It was a small mistake, really, born of wishful thinking. On the farm, small mistakes often have fatal consequences.
In past years, I’ve always penned our new mothers up overnight with their guard-donkeys when the does and ewes are having their babies. Baby goats and sheep are very vulnerable, especially during their first 24 hours. Compared with human babies, the goats and sheep are precocious — they stand up within a few minutes of birth, walk within half an hour and run the next day.
But a sheep that can’t run is known to coyotes as “food.”
When the birthing began three weeks ago, I didn’t shut the pen the first couple of nights. The grass is green and growing and the moms were out feeding at first light every day. If I penned them up they would have to wait for me to let them out on the fresh grass. I might not be there at first light. My insomnia might go into remission.

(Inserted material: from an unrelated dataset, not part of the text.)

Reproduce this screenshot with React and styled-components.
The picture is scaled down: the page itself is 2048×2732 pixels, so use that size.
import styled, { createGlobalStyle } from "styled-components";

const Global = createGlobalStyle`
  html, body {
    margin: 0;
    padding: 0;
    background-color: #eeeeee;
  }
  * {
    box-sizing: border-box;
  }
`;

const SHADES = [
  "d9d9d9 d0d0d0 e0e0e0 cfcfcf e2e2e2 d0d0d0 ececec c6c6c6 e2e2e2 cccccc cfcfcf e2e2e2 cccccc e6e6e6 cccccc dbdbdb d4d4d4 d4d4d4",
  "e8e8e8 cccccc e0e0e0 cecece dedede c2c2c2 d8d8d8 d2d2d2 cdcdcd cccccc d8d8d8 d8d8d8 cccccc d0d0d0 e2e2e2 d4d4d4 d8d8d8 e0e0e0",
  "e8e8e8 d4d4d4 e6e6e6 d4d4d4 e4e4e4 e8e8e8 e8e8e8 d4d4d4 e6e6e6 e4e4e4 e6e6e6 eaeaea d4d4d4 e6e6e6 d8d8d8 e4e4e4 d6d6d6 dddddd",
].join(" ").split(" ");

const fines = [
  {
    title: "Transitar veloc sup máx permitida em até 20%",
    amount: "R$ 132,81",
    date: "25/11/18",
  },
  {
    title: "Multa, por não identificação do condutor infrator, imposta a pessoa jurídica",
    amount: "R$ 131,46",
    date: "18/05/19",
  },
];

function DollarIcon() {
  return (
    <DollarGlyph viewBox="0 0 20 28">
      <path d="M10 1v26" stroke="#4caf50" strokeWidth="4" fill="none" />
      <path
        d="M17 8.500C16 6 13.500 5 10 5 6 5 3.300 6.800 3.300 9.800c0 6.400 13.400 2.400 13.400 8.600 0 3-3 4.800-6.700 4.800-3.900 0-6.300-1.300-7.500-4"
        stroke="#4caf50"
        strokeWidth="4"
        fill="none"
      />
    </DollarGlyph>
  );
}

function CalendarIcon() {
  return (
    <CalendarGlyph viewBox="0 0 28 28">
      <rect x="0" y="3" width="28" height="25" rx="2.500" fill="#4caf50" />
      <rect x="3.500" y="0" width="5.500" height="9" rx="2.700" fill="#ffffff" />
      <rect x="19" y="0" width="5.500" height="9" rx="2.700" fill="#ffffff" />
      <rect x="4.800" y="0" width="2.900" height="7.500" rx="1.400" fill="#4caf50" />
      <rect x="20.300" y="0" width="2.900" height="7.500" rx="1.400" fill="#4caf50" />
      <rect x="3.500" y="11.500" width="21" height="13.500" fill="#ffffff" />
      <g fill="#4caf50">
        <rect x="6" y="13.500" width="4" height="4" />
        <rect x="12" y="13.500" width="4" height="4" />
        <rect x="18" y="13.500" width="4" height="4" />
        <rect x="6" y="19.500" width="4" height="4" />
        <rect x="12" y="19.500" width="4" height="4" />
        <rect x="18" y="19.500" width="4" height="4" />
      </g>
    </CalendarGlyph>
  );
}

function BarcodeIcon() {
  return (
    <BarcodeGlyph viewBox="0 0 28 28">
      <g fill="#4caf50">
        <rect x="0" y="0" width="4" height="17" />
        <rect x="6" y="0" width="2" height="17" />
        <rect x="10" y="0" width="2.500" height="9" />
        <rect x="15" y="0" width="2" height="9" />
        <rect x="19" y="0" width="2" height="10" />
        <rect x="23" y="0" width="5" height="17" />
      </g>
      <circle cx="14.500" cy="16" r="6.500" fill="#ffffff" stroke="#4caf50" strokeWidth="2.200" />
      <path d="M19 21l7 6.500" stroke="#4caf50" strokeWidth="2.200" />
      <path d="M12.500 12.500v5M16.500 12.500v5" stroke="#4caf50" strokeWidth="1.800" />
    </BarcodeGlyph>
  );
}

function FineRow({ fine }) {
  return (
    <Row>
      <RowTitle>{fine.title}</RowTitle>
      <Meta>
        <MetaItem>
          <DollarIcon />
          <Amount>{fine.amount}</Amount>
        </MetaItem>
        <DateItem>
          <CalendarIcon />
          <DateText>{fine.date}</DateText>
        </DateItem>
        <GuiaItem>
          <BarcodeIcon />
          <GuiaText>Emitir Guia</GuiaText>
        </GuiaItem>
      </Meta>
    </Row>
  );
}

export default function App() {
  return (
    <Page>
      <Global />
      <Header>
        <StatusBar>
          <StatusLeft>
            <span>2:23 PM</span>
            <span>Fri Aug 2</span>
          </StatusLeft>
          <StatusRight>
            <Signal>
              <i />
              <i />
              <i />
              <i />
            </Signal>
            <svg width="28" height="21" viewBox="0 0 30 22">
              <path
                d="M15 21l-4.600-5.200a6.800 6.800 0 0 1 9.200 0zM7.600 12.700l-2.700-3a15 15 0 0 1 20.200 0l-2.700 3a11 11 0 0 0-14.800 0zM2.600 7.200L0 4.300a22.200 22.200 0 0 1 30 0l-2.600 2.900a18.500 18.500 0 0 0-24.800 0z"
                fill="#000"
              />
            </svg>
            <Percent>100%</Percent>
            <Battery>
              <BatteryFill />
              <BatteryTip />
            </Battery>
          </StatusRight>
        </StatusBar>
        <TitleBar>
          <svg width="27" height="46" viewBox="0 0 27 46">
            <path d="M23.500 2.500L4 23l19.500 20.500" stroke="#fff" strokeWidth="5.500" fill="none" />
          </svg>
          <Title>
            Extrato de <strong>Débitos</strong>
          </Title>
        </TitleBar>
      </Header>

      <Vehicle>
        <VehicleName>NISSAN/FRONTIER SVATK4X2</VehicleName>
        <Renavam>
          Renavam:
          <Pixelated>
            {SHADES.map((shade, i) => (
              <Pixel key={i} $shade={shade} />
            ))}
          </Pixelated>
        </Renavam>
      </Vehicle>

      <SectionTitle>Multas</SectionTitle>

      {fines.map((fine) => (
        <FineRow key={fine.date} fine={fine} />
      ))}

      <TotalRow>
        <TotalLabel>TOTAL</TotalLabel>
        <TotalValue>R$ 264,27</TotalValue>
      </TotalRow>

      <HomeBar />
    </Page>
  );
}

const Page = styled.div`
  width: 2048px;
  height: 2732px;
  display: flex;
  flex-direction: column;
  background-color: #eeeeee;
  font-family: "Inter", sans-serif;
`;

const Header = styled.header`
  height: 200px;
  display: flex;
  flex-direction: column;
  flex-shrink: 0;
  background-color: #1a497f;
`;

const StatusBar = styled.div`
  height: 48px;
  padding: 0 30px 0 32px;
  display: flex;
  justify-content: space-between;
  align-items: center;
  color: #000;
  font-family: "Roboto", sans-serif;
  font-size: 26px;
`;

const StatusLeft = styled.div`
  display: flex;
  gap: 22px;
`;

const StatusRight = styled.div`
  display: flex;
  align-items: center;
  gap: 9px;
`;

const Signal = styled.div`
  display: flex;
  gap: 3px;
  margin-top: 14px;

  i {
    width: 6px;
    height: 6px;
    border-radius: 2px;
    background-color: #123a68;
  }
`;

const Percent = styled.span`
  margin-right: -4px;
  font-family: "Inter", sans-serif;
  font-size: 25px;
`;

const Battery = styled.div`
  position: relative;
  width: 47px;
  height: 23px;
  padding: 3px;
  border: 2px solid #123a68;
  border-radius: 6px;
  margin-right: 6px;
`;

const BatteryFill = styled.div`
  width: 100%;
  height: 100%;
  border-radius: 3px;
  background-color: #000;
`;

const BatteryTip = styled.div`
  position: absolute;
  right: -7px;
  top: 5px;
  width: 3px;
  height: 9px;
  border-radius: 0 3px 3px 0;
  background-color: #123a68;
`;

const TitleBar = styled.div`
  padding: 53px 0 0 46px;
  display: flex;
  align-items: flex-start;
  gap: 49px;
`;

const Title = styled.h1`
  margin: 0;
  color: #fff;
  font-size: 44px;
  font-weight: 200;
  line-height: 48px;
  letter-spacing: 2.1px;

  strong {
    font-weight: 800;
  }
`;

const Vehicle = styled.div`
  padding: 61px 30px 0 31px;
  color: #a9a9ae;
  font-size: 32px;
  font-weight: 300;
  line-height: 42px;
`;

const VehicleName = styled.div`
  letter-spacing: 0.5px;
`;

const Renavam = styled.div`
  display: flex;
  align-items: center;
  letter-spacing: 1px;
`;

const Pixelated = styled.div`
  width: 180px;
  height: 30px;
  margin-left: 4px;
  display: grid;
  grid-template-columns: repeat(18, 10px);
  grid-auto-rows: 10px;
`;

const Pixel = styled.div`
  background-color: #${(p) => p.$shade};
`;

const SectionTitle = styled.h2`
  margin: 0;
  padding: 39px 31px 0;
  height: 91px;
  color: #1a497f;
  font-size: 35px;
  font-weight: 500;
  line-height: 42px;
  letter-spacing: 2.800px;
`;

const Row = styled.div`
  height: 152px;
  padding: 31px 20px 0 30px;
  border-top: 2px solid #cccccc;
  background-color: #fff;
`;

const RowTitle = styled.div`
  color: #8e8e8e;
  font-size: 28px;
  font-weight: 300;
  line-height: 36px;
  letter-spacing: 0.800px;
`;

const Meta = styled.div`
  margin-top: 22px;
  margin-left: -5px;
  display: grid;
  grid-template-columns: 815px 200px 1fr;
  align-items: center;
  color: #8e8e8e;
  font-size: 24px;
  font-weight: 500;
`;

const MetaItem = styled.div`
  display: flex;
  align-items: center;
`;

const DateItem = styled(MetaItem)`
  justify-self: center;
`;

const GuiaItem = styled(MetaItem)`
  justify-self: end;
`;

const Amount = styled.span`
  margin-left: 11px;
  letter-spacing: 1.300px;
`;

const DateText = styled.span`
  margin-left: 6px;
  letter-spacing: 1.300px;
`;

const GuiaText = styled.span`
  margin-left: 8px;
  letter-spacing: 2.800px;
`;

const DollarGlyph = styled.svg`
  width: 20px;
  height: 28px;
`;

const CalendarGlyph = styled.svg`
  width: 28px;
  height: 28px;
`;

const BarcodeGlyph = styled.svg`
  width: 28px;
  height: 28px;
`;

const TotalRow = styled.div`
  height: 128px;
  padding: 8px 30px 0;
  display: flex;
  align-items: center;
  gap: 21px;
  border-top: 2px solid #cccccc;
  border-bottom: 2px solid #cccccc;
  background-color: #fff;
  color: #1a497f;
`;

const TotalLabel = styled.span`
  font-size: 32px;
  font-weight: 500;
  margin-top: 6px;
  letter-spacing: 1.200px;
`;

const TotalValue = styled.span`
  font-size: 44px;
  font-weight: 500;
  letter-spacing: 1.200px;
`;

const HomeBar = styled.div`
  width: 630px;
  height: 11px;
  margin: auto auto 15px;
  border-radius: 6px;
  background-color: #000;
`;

The second night of lambing we had five lambs on the ground. The next morning there were four.
Worse, in a way, was the loss of another of the pen’s residents. For three weeks a mother goose had been incubating her clutch of eggs on top of a big bale of hay inside the sheep pen. She hissed at us as we walked through. Her husband stood guard just outside the pen every day, then disappeared at night to his own quarters somewhere.
That morning she was gone and I found bloody eggshells along a path that led from the haystack to a wet mat of her feathers in the pasture.
And it was all my fault.
I must admit that I took some solace from the thought of a warm pile of coyote pups asleep in their den with full bellies under the bank of the creek, half a mile away across the pastures.
But the next night I pushed the sheep, the goats and the guard-donkeys into the pen and locked the gate.